Across the construction ecosystem, transformative changes are already underway. Investors and asset managers are considering climate change targets, contractors are setting ambitious carbon-reduction targets, and new partnership and collaboration models are taking shape. To address these changes and accelerate decarbonization across the value chain, McKinsey convened 150 industry leaders to share ideas and best practices at a global webinar on November 2, 2021.

Several key themes emerged:

  1. Players across the ecosystem are committed to sustainability. In a recent poll, more than 85 percent of participants said their organizations were committed to creating value through sustainability and anchoring the company culture and business model in sustainability principles. Over 75 percent said the motivation was driven by value-creation opportunities, customer demand, and general stakeholder awareness.
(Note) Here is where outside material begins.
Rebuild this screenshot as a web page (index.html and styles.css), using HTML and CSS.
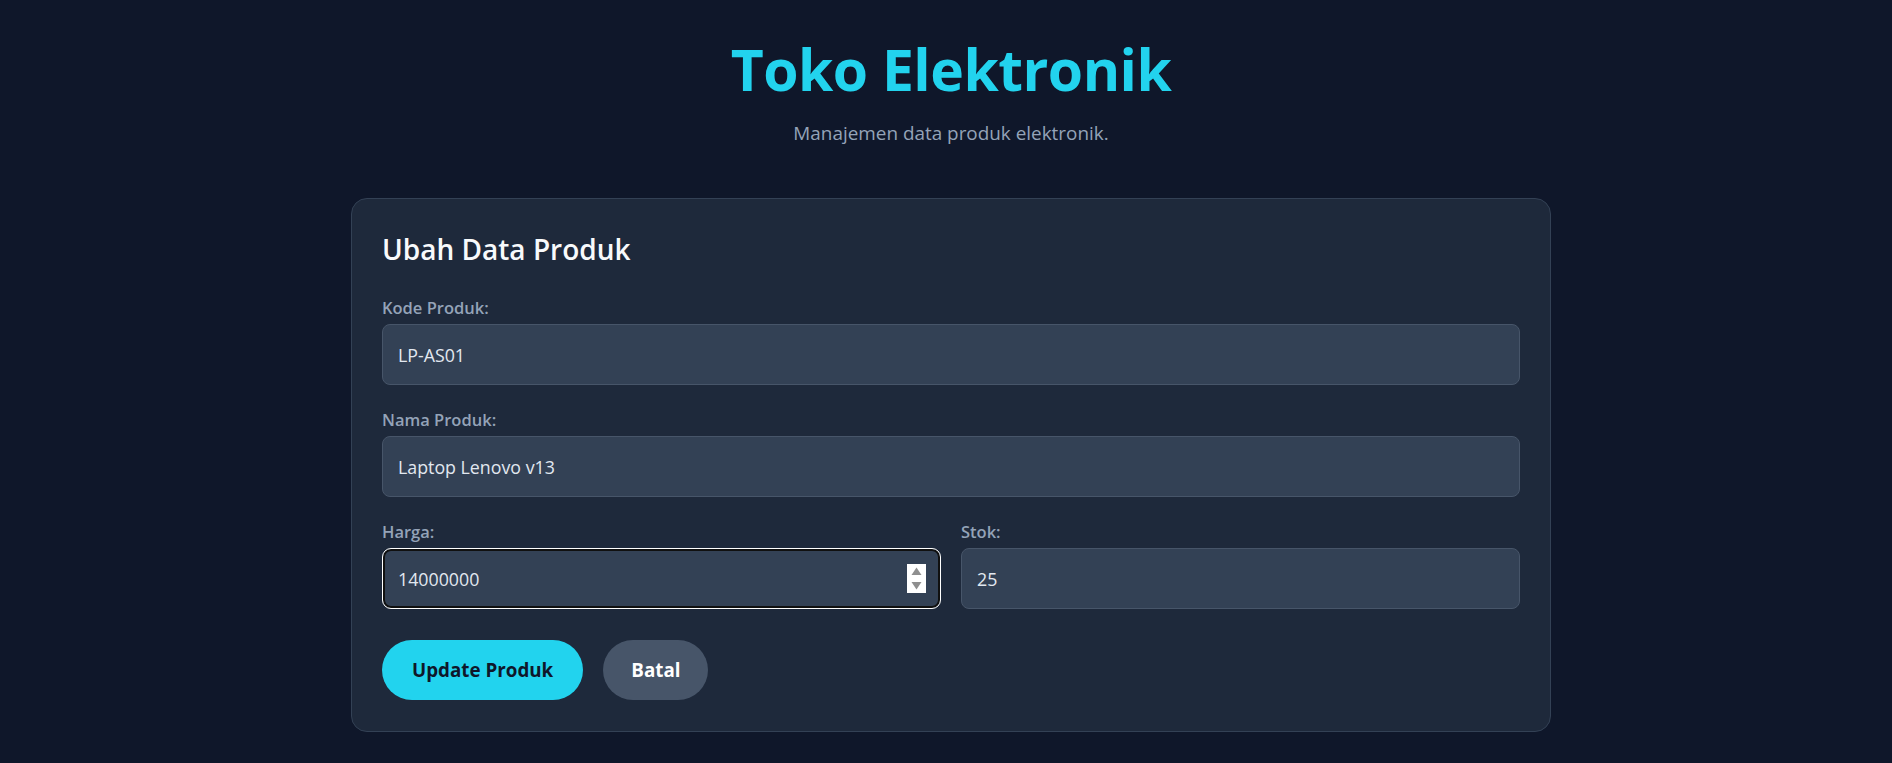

  2. An optimized design process is critical to reduce embodied and operational carbon. The design phase is where the most potential to realize a sustainable asset lies. Lowering demand for primary resources through design and process optimization—such as improved building footprints and design for manufacturing offsite—can lead to significant carbon reduction in the short term. Additionally, factoring in operational carbon and resilience up front will have significant long-term impact.
  3. Existing technologies can decarbonize core materials now. Significant investment is going into promising decarbonization technologies—for example, using hydrogen to produce steel, low-carbon additives for cement, and carbon capture in manufacturing. Using these products and technologies on new projects will facilitate adoption and help grow the market, achieving the necessary scale.
  4. Several key factors will accelerate ecosystem-wide decarbonization. Regulation, customer demand, and access to capital for technological innovation are key to meeting decarbonization targets in the industry. As demonstrated in certain geographies, regulation can have a significant effect on the scale and speed of decarbonization. Demand for low-emissions solutions and products is increasing—our survey revealed that 63 percent of respondents are recognizing customer willingness to pay a premium for low-carbon products as long as the overall business case is positive. Meaningful investments in disrupting technologies are likely to increase, with a huge value pool to capture.
  5. The solution is two-fold: Players need a long-term strategy and short-term action and collaboration. To gain traction and build on the current momentum, stakeholders need to plan for long-term ESG shifts while capturing low-hanging decarbonization opportunities now. No single player can capture the large opportunities alone, so improving communication and collaboration across the value chain is essential. Stakeholders can manage uncertainty by adjusting their risk-sharing approach and better understanding end-user perspectives and requirements.